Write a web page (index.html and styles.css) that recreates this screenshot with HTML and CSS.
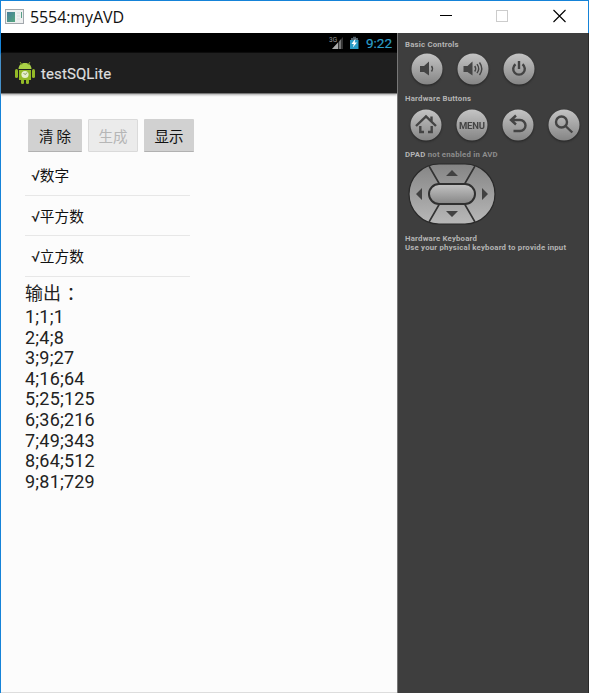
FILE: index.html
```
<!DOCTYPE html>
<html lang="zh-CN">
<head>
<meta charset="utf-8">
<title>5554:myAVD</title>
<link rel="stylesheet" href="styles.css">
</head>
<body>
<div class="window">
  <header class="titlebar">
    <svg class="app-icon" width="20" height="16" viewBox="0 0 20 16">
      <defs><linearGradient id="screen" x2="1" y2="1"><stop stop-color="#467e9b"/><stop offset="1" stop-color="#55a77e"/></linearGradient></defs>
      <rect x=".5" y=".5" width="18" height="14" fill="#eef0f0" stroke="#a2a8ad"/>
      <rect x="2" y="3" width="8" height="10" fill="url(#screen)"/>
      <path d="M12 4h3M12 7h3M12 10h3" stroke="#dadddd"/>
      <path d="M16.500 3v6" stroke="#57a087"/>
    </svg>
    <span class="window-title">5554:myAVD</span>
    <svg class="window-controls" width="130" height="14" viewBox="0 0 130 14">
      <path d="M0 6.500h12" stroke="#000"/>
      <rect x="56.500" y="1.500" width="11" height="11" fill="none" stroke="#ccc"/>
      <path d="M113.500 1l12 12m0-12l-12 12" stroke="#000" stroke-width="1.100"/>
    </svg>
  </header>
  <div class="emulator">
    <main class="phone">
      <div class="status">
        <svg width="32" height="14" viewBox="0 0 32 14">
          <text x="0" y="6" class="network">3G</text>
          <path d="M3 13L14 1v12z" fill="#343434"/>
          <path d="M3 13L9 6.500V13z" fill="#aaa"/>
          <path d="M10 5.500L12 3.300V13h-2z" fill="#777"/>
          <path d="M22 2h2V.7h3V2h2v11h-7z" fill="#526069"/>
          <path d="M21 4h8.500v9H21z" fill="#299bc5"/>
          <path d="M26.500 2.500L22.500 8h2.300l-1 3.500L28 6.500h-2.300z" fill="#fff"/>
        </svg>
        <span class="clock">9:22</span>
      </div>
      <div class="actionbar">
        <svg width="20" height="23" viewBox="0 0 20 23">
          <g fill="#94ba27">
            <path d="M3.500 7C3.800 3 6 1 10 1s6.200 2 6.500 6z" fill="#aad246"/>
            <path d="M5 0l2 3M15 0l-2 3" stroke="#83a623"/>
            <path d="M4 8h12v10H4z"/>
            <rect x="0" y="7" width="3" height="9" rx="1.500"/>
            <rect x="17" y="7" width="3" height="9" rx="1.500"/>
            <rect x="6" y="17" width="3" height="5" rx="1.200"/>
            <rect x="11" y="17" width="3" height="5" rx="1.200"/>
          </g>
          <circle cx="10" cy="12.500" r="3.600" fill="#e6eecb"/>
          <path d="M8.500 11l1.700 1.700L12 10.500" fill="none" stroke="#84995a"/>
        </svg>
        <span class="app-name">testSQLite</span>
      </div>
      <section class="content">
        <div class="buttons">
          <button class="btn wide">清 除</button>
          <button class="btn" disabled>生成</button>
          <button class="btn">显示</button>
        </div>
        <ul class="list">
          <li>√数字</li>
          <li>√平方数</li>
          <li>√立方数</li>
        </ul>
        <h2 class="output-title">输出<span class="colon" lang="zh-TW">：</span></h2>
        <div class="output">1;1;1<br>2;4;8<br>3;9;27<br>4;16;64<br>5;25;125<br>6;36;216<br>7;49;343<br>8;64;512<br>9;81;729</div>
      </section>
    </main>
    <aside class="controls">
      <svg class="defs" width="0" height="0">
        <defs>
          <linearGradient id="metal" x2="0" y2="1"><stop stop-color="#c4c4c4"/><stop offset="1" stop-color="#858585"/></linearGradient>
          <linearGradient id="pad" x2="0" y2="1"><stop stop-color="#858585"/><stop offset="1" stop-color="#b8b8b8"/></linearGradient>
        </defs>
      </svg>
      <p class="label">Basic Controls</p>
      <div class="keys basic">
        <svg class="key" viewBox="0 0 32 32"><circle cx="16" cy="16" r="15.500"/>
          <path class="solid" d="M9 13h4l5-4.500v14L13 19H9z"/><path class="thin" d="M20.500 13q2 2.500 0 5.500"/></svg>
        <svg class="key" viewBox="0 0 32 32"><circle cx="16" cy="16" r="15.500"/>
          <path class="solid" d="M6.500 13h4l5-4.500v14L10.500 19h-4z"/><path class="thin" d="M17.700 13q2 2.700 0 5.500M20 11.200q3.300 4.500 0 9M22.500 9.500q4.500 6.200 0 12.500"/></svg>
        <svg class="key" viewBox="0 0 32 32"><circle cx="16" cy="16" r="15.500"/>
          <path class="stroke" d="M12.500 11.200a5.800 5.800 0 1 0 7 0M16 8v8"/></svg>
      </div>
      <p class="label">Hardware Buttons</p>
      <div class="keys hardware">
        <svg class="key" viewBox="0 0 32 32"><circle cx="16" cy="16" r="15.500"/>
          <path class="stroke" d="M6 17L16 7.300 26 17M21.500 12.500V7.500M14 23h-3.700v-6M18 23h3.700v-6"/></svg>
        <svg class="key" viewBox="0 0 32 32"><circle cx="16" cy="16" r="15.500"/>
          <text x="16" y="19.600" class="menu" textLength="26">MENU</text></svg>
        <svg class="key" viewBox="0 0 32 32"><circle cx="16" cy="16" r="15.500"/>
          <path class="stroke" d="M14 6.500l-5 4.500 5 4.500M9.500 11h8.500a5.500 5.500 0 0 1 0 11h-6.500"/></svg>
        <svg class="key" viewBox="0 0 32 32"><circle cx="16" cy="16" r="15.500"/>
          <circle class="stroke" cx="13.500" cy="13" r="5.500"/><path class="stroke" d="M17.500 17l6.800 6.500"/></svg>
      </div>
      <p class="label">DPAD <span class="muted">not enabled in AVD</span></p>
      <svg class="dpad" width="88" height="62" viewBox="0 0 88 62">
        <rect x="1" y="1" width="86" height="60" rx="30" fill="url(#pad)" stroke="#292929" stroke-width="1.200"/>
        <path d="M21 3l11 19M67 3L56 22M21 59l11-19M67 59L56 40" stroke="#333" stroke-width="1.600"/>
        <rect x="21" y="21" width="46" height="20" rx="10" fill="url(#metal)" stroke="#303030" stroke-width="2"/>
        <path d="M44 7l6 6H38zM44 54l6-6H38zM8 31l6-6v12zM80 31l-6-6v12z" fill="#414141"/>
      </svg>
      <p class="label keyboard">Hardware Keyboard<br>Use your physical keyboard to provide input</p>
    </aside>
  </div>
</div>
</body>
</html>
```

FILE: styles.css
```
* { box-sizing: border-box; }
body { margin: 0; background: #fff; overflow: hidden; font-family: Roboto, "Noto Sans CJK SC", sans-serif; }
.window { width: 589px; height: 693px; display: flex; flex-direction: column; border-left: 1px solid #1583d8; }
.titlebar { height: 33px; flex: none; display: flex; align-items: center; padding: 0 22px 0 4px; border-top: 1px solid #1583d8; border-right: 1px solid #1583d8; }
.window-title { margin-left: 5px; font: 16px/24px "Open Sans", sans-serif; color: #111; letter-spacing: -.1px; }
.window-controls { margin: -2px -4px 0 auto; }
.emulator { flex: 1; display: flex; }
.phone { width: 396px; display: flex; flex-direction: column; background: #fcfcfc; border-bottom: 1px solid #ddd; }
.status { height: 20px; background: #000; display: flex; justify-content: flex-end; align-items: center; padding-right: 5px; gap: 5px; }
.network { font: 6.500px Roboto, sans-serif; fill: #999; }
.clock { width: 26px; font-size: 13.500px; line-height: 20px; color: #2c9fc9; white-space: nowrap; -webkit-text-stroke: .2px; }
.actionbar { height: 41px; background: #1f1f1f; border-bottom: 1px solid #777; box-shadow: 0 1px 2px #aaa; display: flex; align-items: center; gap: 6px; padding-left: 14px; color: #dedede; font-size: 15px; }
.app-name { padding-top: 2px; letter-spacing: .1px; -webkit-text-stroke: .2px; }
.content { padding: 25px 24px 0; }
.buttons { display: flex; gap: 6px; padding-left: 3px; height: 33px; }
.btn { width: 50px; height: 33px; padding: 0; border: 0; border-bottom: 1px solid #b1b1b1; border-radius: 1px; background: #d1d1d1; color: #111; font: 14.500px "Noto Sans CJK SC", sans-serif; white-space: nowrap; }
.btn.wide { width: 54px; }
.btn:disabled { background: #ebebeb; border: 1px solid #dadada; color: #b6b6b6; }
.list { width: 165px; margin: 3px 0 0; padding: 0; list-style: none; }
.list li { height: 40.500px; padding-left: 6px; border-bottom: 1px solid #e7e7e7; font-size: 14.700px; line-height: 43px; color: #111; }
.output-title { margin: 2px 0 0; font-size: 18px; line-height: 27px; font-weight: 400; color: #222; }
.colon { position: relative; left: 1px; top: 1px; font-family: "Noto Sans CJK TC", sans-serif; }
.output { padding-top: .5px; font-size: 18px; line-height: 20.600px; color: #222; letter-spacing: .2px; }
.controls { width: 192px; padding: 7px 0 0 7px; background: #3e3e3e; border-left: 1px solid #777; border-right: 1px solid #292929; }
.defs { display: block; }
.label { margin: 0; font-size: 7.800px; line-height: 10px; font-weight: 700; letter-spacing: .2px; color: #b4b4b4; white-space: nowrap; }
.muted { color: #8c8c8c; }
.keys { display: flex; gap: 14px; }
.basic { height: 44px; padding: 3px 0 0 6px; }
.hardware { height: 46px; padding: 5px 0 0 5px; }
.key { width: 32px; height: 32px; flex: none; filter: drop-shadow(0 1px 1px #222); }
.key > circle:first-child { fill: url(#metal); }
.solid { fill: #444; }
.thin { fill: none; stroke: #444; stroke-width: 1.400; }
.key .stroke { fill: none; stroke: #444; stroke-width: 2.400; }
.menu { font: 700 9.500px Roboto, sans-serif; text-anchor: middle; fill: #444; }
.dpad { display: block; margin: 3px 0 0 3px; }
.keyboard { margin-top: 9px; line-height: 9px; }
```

════════════════════

State the count of lines that contain the string "index". Nothing else is needed.

2